Между тем враги Христовы, пользуясь беззащитностью своей жертвы, продолжали настаивать; они теперь выставляли Иисуса преступником, возмущавшим народ не в Иудее только, но и в Галилее и во всей Палестине: развращает люди, уча по всей Иудеи, начен от Галилеи до зде. Первосвященники и старейшины, упомянув о Галилее, хотели сильнее подействовать на Пилата, бывшего во вражде с правителем этой области и после известного случая (Лк. 13, 1) подозрительно относившегося к галилеянам. Пилат, услышав о Галилее, спросил: аще человек галилеянин есть? До явления Своего миру Господь жил в галилейском городе Назарете, большая часть общественной деятельности Его протекла также в Галилее, а посему в Иерусалиме считали Его происходящим из Галилеи (Ин. 7, 41, 52) и даже прямо называли галилеянином (Мф. 26, 69). Это обстоятельство, открывшееся так неожиданно, навело правителя на новую мысль. В то время в Иерусалиме проживал галилейский четверовластник Ирод Антипа, прибывший в святой город для празднования Пасхи. Пилат, узнав, что Обвиняемый из области Ирода, решился послать Его к этому властителю, не с той, конечно, целью, чтобы уклониться от решения дела Иисусова: Ирод не мог спорить о власти с представителем державного кесаря и присвоить себе право окончательного суда, а Пилат не мог, если бы даже и захотел, отречься от преимуществ своего положения в пользу подчиненного ему тетрарха. Следуя римскому обычаю вести судебное разбирательство в уголовных делах с крайней осторожностью (Деян. 25, 16), Пилат считал необходимым предъявить Подсудимого правителю Галилеи для того, чтобы получить от Ирода, по возможности, полные и определенные сведения о лице Узника. При своем, хотя и поверхностном знакомстве с делом, игемон мог рассчитывать, что эти сведения послужат в пользу Обвиняемого и облегчат ему дальнейшую защиту Невинного против несправедливых нареканий врагов (Лк. 23, 15). Наконец, всенародным знаком внимания к сыну друга римлян, царя Ирода, Пилат надеялся расположить его к примирению, потому что тетрарх и римский правитель находились во вражде друг с другом (23, 12). В силу этих побуждений Господь Иисус Христос, в узах и под стражей, был отправлен к Ироду. За ним последовали злые обвинители первосвященники и книжники вместе с прочими членами синедриона, чтобы и там следить за ходом дела.
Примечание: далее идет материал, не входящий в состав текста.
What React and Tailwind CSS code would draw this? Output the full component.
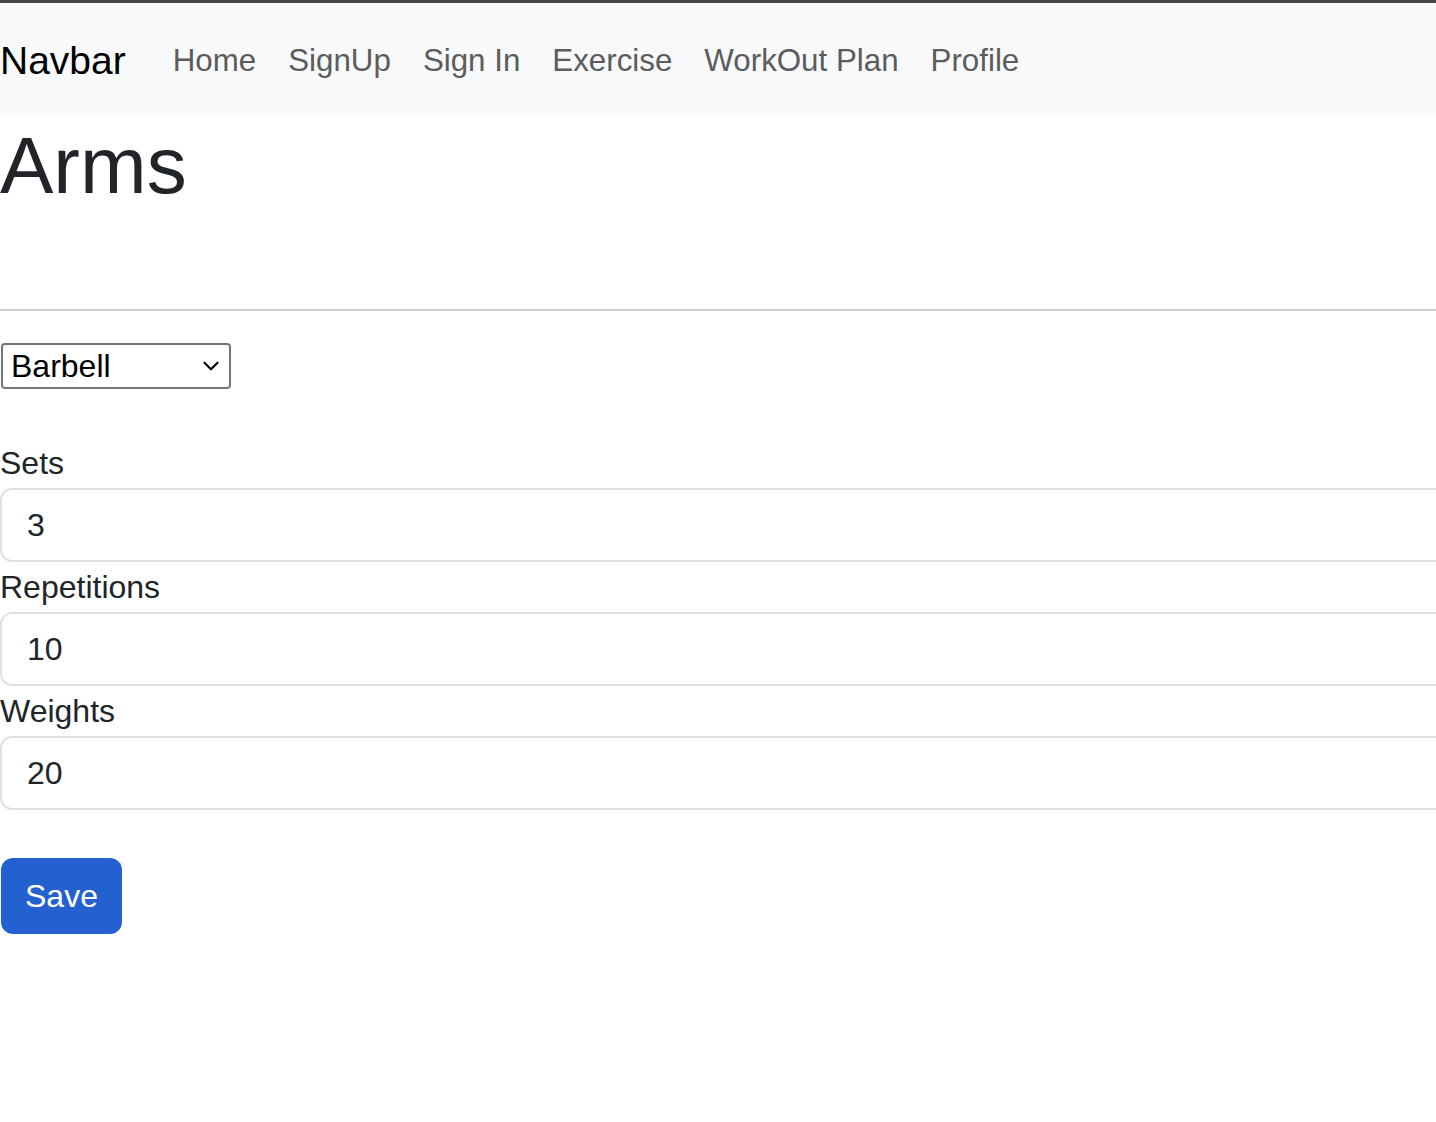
import { ChevronDown } from 'lucide-react';

const links = ['Home', 'SignUp', 'Sign In', 'Exercise', 'WorkOut Plan', 'Profile'];

// ── Labelled number field ──────────────────────────────────────────────────
const Field = ({ label, value }) => (
  <div>
    <label className="block text-[32px] leading-[50px] text-[#212529]">{label}</label>
    <div className="w-[1500px] h-[74px] border-2 border-[#dee2e6] rounded-[12px] bg-white flex items-center pl-[25px] text-[32px] text-[#212529]">
      {value}
    </div>
  </div>
);

export default function App() {
  return (
    <div
      className="w-[1436px] min-h-[1122px] overflow-hidden bg-white"
      style={{ fontFamily: '"Liberation Sans", Arial, sans-serif' }}
    >
      <div className="h-[3px] bg-[#45474a]" />

      {/* Navbar */}
      <nav className="h-[112px] bg-[#f8f9fa] flex items-center pt-[4px]">
        <span className="text-[39px] text-black mr-[31px]">Navbar</span>
        <div className="flex">
          {links.map((l) => (
            <span key={l} className="px-[16px] text-[31.3px] text-[#5c5c5c]">
              {l}
            </span>
          ))}
        </div>
      </nav>

      <h1 className="text-[80px] leading-[96px] font-medium text-[#212529] pt-[3px] mb-[95px]">Arms</h1>

      <hr className="border-0 h-[2px] bg-[#cfcfcf]" />

      {/* Equipment select */}
      <div className="mt-[32px] ml-[1px] w-[230px] h-[46px] border-2 border-[#767676] rounded-[4px] flex items-center justify-between pl-[8px] pr-[5px] text-[32px] text-black">
        <span>Barbell</span>
        <ChevronDown className="w-[26px] h-[26px]" strokeWidth={2} />
      </div>

      <div className="mt-[49px]">
        <Field label="Sets" value="3" />
        <Field label="Repetitions" value="10" />
        <Field label="Weights" value="20" />
      </div>

      <button className="mt-[48px] ml-[1px] h-[76px] px-[24px] rounded-[12px] bg-[#2461d0] text-white text-[32px]">
        Save
      </button>
    </div>
  );
}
Иисус Христос перед Иродом
Лк. 23, 7–12

Галилейский тетрарх Ирод Антипа, к которому теперь влекли Божественного Узника по стогнам Иерусалима, вполне неожиданно должен был принять участие в деле Иисуса благодаря угодливости Пилата. Соединяя хитрость лисицы (Лк. 13, 82) с легкомыслием и склонностью к чувственным удовольствиям (Мф. 14, 3, 6, 7), этот потомок Ирода Великого всегда готов был жертвовать своими убеждениями желаниям развращенного сердца (Мк. 6, 20, 27). В течение долголетнего правления Галилеей и заиорданской областью Переей он сделал много худого (Лк. 3, 19), запятнал себя убийством прославленного народом святого Пророка и Крестителя Господня Иоанна (Мф. 14, 10; Мк. 6, 27) и впоследствии, лишенный власти, скончался в далекой ссылке.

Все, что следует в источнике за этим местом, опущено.